In 1574, John Caius published a short list of benefactors, ending it with:

… cum multis alijs et nobilibus et illustribus viris plus quàm 147, quorum nomina nisi longum esset hic adscripsissem.
[Historiæ Cantebrigiensis Academiæ ab urbe condita, by John Caius, Liber primus, p. 71]

In 1622, Richard Parker rendered that as:

Longum esset omnium Catalogum attexere, qui alios centum quinquaginta quatuor plus minus Benefactores, eosque omnes Magnates, Milites, Armigeros connumerat.
[Σκελετός Cantabrigiensis, by Richard Parker 1622, in Leland’s Collecteana, Vol. V, ed. Thomas Hearne, p. 226]

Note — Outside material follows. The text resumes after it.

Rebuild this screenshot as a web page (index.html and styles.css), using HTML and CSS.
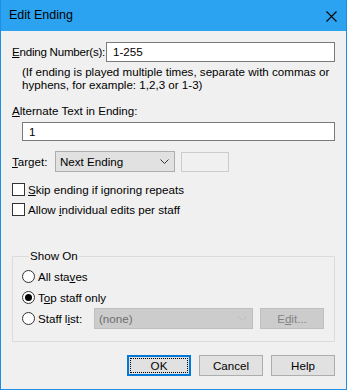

It would be tedious to insert the whole Catalogue of Benefactors, amounting to about 150, within four over or under, all of them Peers, Knights and Esquires.
[Σκελετός Cantabrigiensis, in The History and Antiquities of the University of Cambridge, pub. Thomas Warner, p. 111]

This latter claim was widely plagiarised in later histories, such as Carter, without any verification.

In 1655, Thomas Fuller wrote:

The catalogue of benefactors to this college presents only the principal, not all in that kind, who in the days of Dr Caius (writing eight[y] years since) amounted to more than an hundred forty and seven. Much increased at this day: indeed no house for the quantity is endowed with better land of manors and farms, and less of impropriations belonging thereunto.
[The History of the University of Cambridge, by Thomas Fuller, Section V, ¶35, p. 81;
as quoted in the edition by Marmaduke Prickett and Thomas Wright, p. 164.]

Around 1837–​42 Le Keux’s Memorials of Cambridge asserted:

Queen’s College received its greatest benefactions during the period between its foundation and the beginning of the sixteenth century. Since that time benefactors have been more numerous than rich.
[Le Keux’s Memorials of Cambridge, by Thomas Wright and Harry Longueville Jones, p. 270]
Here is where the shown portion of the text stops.